WRITTEN INSTRUCTION:
Every line below that mentions the word "this" should be copied out.

TASK MATERIAL:
----------------

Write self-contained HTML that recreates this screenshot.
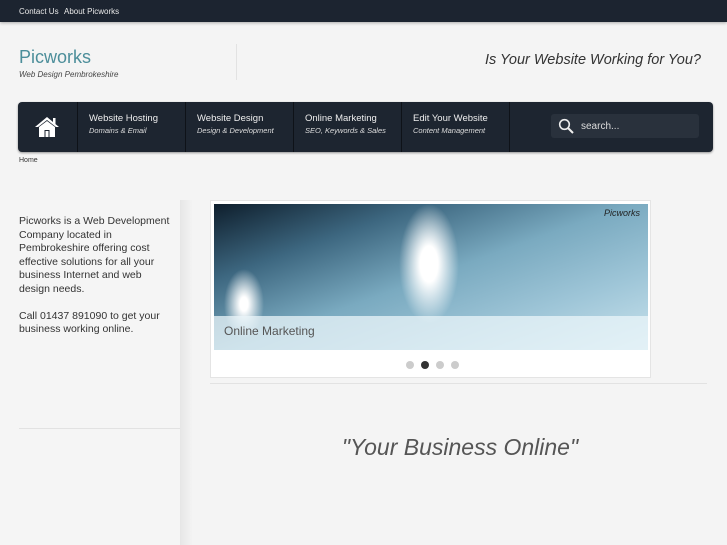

----------------

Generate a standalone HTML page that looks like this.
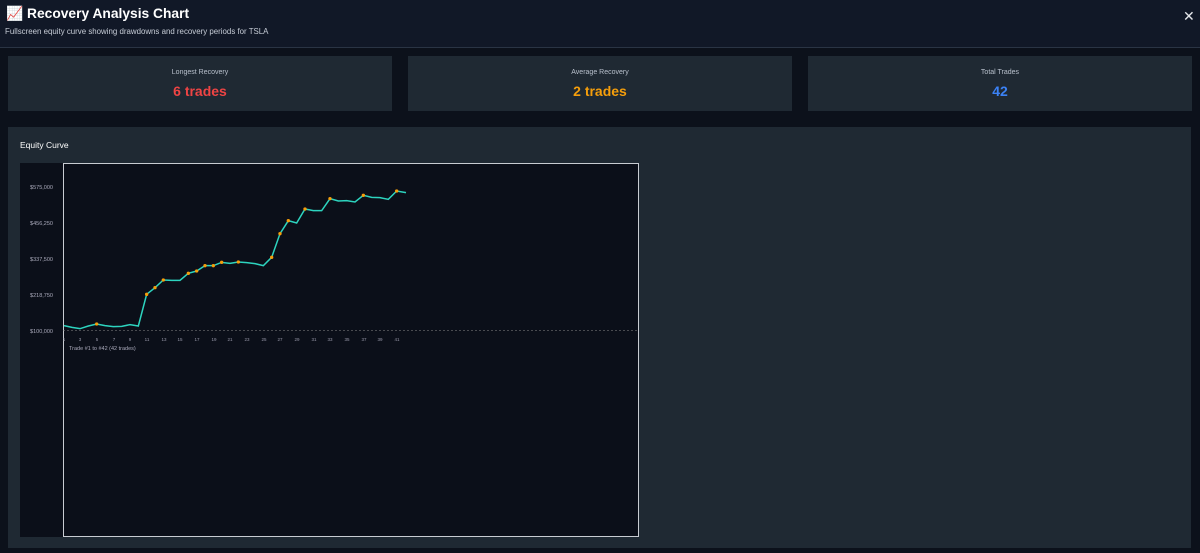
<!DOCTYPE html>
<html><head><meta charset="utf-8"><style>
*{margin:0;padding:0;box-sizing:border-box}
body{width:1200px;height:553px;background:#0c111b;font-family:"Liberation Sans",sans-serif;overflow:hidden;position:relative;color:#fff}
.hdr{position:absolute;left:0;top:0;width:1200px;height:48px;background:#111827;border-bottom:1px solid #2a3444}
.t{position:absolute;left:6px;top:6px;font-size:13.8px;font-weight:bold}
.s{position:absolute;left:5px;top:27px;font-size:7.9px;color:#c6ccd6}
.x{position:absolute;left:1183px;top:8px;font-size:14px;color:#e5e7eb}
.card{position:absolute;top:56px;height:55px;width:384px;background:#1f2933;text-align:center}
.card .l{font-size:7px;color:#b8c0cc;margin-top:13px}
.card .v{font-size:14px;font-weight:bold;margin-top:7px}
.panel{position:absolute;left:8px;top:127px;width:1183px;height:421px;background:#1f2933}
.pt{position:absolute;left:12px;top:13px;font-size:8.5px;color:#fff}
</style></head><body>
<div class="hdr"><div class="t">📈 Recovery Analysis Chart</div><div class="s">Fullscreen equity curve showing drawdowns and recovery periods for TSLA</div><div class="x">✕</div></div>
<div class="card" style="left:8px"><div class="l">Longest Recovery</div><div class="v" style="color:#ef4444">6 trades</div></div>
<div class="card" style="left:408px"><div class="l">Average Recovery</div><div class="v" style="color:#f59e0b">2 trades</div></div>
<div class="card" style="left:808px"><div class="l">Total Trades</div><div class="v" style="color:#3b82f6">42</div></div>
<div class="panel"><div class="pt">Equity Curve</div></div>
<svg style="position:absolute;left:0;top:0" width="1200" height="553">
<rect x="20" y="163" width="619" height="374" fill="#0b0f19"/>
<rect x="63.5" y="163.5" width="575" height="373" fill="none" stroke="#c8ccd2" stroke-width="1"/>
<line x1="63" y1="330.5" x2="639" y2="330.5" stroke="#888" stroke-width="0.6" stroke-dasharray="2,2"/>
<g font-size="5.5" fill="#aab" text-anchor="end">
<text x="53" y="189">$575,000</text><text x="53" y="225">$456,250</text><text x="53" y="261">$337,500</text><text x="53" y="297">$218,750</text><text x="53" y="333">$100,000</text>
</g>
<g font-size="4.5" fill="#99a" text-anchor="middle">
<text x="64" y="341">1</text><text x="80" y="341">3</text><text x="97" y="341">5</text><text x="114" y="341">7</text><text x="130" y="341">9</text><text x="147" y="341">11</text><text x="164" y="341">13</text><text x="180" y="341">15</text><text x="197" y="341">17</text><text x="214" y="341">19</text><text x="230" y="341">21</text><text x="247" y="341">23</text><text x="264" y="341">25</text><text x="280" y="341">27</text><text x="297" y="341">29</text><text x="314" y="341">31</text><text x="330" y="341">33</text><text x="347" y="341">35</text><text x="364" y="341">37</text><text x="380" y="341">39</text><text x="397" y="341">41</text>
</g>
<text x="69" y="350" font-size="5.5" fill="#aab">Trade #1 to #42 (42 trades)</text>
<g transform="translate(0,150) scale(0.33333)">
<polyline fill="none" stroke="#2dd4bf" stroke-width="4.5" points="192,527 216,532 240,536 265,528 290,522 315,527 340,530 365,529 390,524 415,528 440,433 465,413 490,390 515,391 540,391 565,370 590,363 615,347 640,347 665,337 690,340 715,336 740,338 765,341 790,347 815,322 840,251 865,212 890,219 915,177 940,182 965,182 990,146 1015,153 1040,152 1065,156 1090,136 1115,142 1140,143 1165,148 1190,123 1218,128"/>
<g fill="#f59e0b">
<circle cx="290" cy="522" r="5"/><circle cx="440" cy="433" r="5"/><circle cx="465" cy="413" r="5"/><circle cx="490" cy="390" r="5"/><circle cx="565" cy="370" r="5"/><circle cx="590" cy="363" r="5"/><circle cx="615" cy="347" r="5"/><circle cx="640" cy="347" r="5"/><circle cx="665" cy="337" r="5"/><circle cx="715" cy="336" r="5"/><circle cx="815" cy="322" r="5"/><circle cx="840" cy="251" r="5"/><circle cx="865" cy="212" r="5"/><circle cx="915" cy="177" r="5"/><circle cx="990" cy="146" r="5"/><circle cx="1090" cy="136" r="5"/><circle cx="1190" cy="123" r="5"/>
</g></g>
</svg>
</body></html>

----------------

TASK ANSWER:
Write self-contained HTML that recreates this screenshot.
Generate a standalone HTML page that looks like this.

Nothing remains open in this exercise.